The Steam Log Loader

"The steam log loader was often seen on the siding at Sorenson Station, its long boom reminding us of an accident that occurred in earlier years. During the loading of logs on a flat bed car, the boom hit the electric lines which ran near the tracks. The operator was named Cal Dunke, and he lost an arm as a result of the accident. [John W. Martin, who met Calvin Dunke, remembers that Cal actually both arms at the elbows.] ... George Hovis, a farmer resident of Arcadia, tells of helping Cal fill the bowl of his pipe after the accident."

For the complete oral history, click here.




The End of an Era

"After 1920 George Iverson bought the Sorenson Station from the Burmeister family, and he continued the produce business until 1933. Cherry orchards replaced general farming, and an era had passed. The railroad was discontinued, the road was torn up, and the station was finally abandoned in 1937."
-- Malcolm: "The Old Pickle Station." Reprinted with permission from John W. Martin's booklet "Malcolm: A Station on the Arcadia and Betsey River Railway: Manistee County, MI"

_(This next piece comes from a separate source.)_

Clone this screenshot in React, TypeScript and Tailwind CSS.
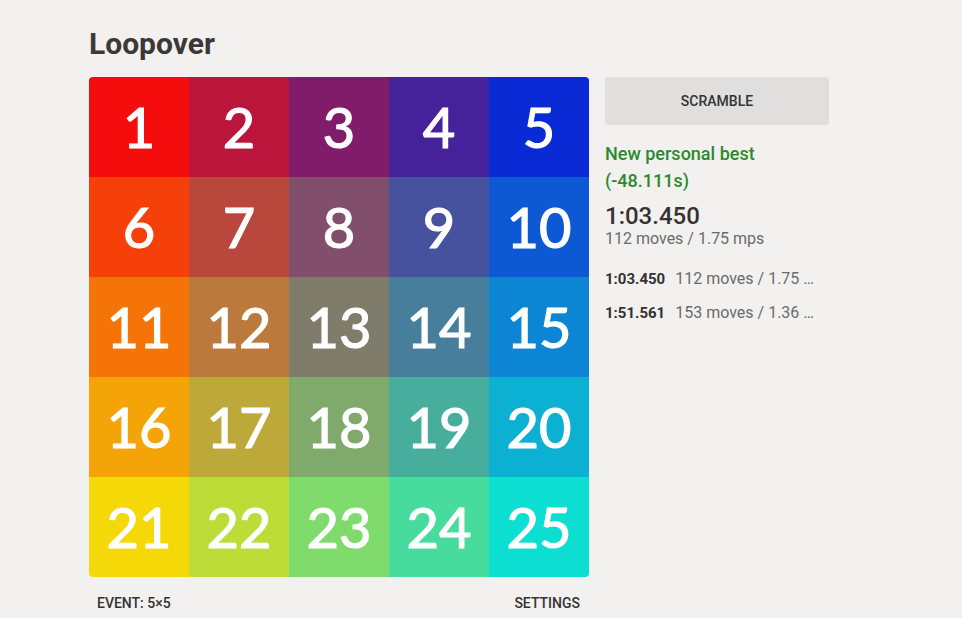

Steam Log Loader and Flatcar
-- Photo courtesy of Jack Simmons


"Malcolm Station played a major role in the lives of people living in Pleasanton Township. A passenger train made two round trips daily between Arcadia and Copemish -- one in the morning and one in the evening -- to provide passenger, mail, and express service to Malcolm and the other stations on the line. Freight and logging trains made unscheduled but frequent runs."
-- "Malcolm: A Station on the Arcadia and Betsey River Railway: Manistee County, MI" by John W. Martin, PE. Reprinted with permission.



Malcolm Station Buildings
Malcolm Station was located near the southwest corner of Glover's Lake Road and Keillor Road. -- "Malcolm: A Station on the Arcadia and Betsey River Railway: Manistee County, MI" by John W. Martin, PE

"Malcolm received shipments of farm machinery, furniture, coal, rock salt, animal feed, and numerous other items. Annual ongoing shipments consisted of several cars each of livestock, salted pickles, potatoes, beans, grain, hay, sugar beets, and apples. During the cooler months Malcolm shipped cream to Blue Valley Creamery of Grand Rapids. Each participating farmer had identical five gallon cream cans that were either going to or coming from the Creamery by way of railway express."

Building the Station

"Mr. Burmeister, merchant and buyer of farm produce, erected buildings at Saile, Sorenson, and Malcolm to take advantage of the freight service offered by the new carrier. At Malcolm, he built...

" The potato warehouse was erected just west of the highway with a freight dock adjacent to the sidetrack. The opposite side had a covered receiving dock, pit scales, and a scale house equipped with a phone that was part of the railway's telephone system.

" The second warehouse stood immediately to the west of the potato warehouse. It was served by the sidetrack and was use for the storage of beans, grain, and feedstock sold to farmers.

" A holding pen for livestock was west of the second warehouse. The pen consisted of an area enclosed by a board fence and a wood chute, elevated to door height at the sidetrack, used in transferring livestock from the pen to the cattle cars.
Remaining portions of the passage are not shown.